Ao invés de aprofundar esta discussão, fundamental para entender as origens históricas das dificuldades infraestruturais e logísticas dessa região esquecida pelo Estado Brasileiro, por sua vez, indispensável à compreensão da gestão acadêmica, os militantes políticos preferiram cortar um pequeno trecho de longos vídeos, oriundo de extensas negociações, gravadas durante vários dias, e me caluniar, numa campanha política para reverter o resultado do recente processo de consulta à comunidade acadêmica, que redundou na minha posse. Daí, aviltando a academia e a democracia, partem para uma sistemática destruição moral de seus pretensos “inimigos”: nós, que lutamos tanto para construir esta universidade.
Tenho orgulho de termos uma universidade em que 71,89% dos estudantes são oriundos das classes C, D e E. Construímos uma universidade na qual 84,3% dos estudantes se declaram afrodescendentes, algo sem precedentes na história da educação brasileira e que, sem as políticas afirmativas não seria possível nesta etapa de nossa história.

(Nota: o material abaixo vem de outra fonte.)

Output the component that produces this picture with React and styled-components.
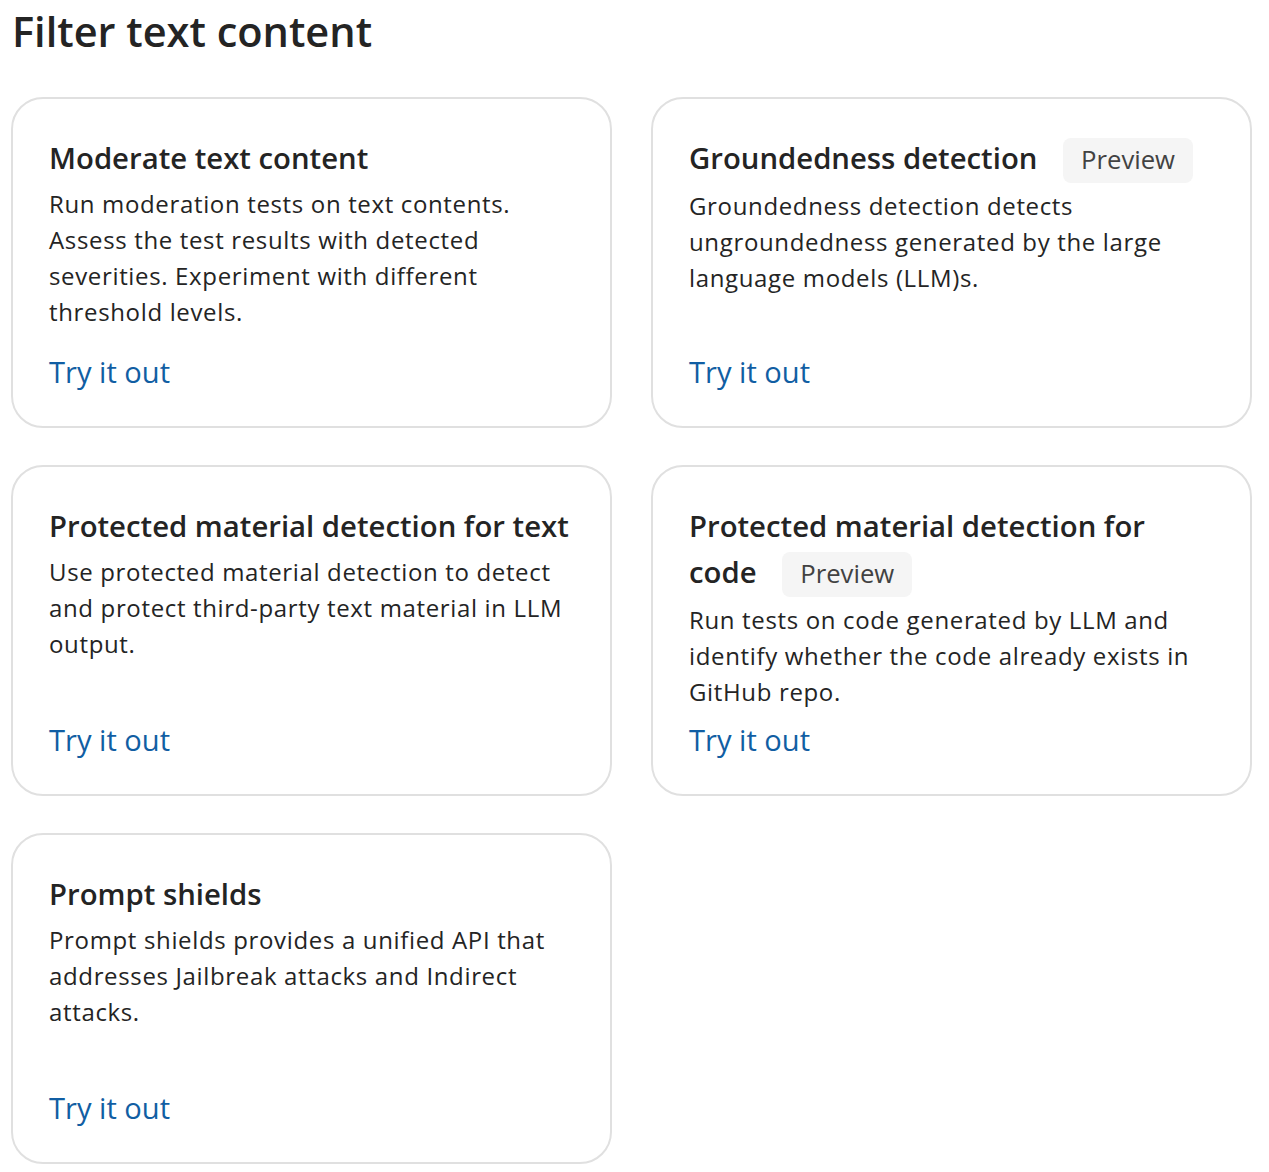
import React from "react";
import styled, { createGlobalStyle } from "styled-components";

const GlobalStyle = createGlobalStyle`
  body {
    margin: 0;
    background: #ffffff;
    font-family: "Open Sans", "Noto Sans", sans-serif;
    color: #242424;
  }
`;

const tools = [
  {
    title: "Moderate text content",
    text: "Run moderation tests on text contents. Assess the test results with detected severities. Experiment with different threshold levels.",
  },
  {
    title: "Groundedness detection",
    preview: true,
    text: "Groundedness detection detects ungroundedness generated by the large language models (LLM)s.",
  },
  {
    title: "Protected material detection for text",
    text: "Use protected material detection to detect and protect third-party text material in LLM output.",
  },
  {
    title: "Protected material detection for code",
    preview: true,
    text: "Run tests on code generated by LLM and identify whether the code already exists in GitHub repo.",
  },
  {
    title: "Prompt shields",
    text: "Prompt shields provides a unified API that addresses Jailbreak attacks and Indirect attacks.",
  },
];

function App() {
  return (
    <Page>
      <GlobalStyle />
      <Heading>Filter text content</Heading>
      <CardGrid>
        {tools.map((tool) => (
          <Card key={tool.title}>
            <CardTitle>
              {tool.title}
              {tool.preview && (
                <>
                  {" "}
                  <Badge>Preview</Badge>
                </>
              )}
            </CardTitle>
            <CardText>{tool.text}</CardText>
            <TryLink href="#">Try it out</TryLink>
          </Card>
        ))}
      </CardGrid>
    </Page>
  );
}

export default App;

const Page = styled.div`
  padding: 3px 0 8px 11px;
`;

const Heading = styled.h1`
  margin: 0 0 38px 1px;
  font-size: 41.5px;
  line-height: 56px;
  font-weight: 600;
  color: #242424;
`;

const CardGrid = styled.div`
  display: grid;
  grid-template-columns: repeat(2, 601px);
  column-gap: 39px;
  row-gap: 37px;
`;

const Card = styled.div`
  box-sizing: border-box;
  height: 331px;
  display: flex;
  flex-direction: column;
  padding: 36px 36px 33px;
  border: 2px solid #e0e0e0;
  border-radius: 32px;
  background: #ffffff;
`;

const CardTitle = styled.h3`
  margin: 0;
  font-size: 29.3px;
  line-height: 46px;
  font-weight: 600;
  color: #242424;
`;

const Badge = styled.span`
  display: inline-flex;
  align-items: center;
  box-sizing: border-box;
  height: 45px;
  margin-left: 18px;
  padding: 0 18px;
  border-radius: 8px;
  background: #f5f5f5;
  color: #424242;
  font-size: 25.7px;
  line-height: 36px;
  font-weight: 400;
`;

const CardText = styled.p`
  margin: 5px 0 0;
  font-size: 24px;
  line-height: 36px;
  letter-spacing: 0.65px;
  color: #242424;
`;

const TryLink = styled.a`
  margin-top: auto;
  align-self: flex-start;
  font-size: 29.1px;
  line-height: 42px;
  color: #115ea3;
  text-decoration: none;
`;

Assumi este mandato há pouco mais de dois meses e, durante toda a eleição, defendi a excelência aliada à inclusão social e elas serão as prioridades da nossa nova gestão. Fui eleito com 88% dos votos válidos de nossa comunidade acadêmica.

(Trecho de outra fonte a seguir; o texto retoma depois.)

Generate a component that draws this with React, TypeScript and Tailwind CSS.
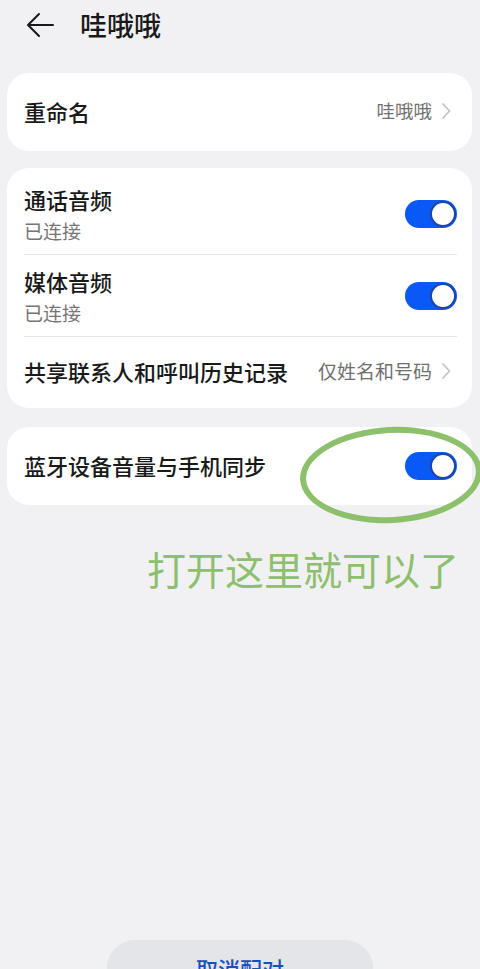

Se, durante esse processo de greve, negociamos até o final com este específico grupo de estudantes, num universo de mais de 8 mil, é porque, embora minoritários, são também membros desta comunidade e devem ser tratados com respeito. Há muito que o isolamento político de tal coletivo tem os conduzido a uma progressiva e violenta escalada das agressões, ameaças e calúnias.
Ao difundirem agora a acusação de racismo como estratégia política e partidária para agredir a minha história de vida e a trajetória que construí em defesa de uma sociedade mais justa e humana, estes militantes me levam a, na qualidade de professor concursado, membro da UFRB, fazer a defesa de minha integridade e desta universidade, que, para erguer, dedicamos importante parte de nossas vidas.
A todo o momento este coletivo político assaca acusações, distorce a verdade, manipula os dados e realiza uma articulada campanha de destruição da imagem pública da UFRB.  A atitude de atacar a minha honra, após um longo processo de negociação e o fim da paralisação, não tem outro objetivo a não ser construir a fórceps uma crise permanente de modo a inviabilizar as atividades da UFRB, ao arrepio da vontade da ampla maioria da comunidade acadêmica. Não se conformam com qualquer saída negociada, tal qual a que conquistamos, querem o impasse, que não virá. 
Em nome da minha história, do meu nome, da minha família e de todos que lutaram pela implantação da Universidade Federal do Recôncavo da Bahia, não tenho o direito de deixar de me manifestar contra essas agressões e calúnias e, desta forma, repelir veementemente este tipo de prática inquisitória e antiética
Agradeço profundamente as centenas de mensagens de indignação solidária encaminhada pelos servidores docentes, técnico-administrativos, discentes e da sociedade brasileira. Não obstante, tomarei as medidas cabíveis para impetrar ações com vistas à reparação dos danos causados à minha honra e à imagem da UFRB.